Une fois encore, la personnalité lisse et passive du héros n'est pas un défaut mais bien un atout pour ce genre d'histoires où l'auteur veut tenter de le désorienter autant que le lecteur. L'identification sera d'autant plus efficace. Similairement à Alice aux pays des merveilles, Théodore croise des personnages tour à tour séduisants (Isa Tchekhov), déroutants (le poète), inquiétants (le chasseur), qui sont autant de figures symboliques : le désir, la rêverie, le danger sont autant d'états rencontrés que personnifiés. Même si cela pourra frustrer des lecteurs espérant une aventure plus classique, voire convenue, le résultat reste très efficace.

Le Gall a aussi l'occasion de dessiner un décor auquel tout artiste veut se confronter, dans le cadre d'une série pareille, et il donne à l'île toute la beauté, la puissance d'envoûtement, la luxuriance, requises.
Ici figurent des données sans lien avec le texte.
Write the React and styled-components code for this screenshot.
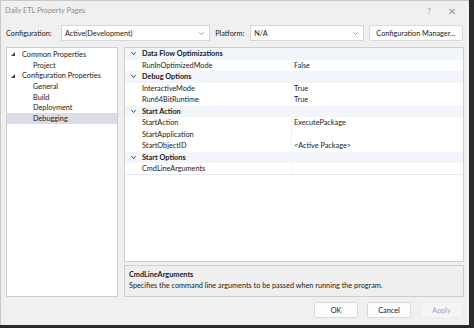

La maison, qui donne son titre à l'album, a la majesté et le raffinement qui convient.

Les acteurs de cette étrange pièce bénéficient encore une fois aussi de physiques bien campés, avec des expressions superbement rendues malgré une économie étonnante dans les traits, et un langage corporel subtil. Il faut aussi souligner la qualité des habits, avec une colorisation (réalisée par Le Gall et Dominique Thomas) superbe.

Ce 8ème volet des aventures de Théodore Poussin confirme tout le bien à penser de cette série, et de ce second cycle en particulier.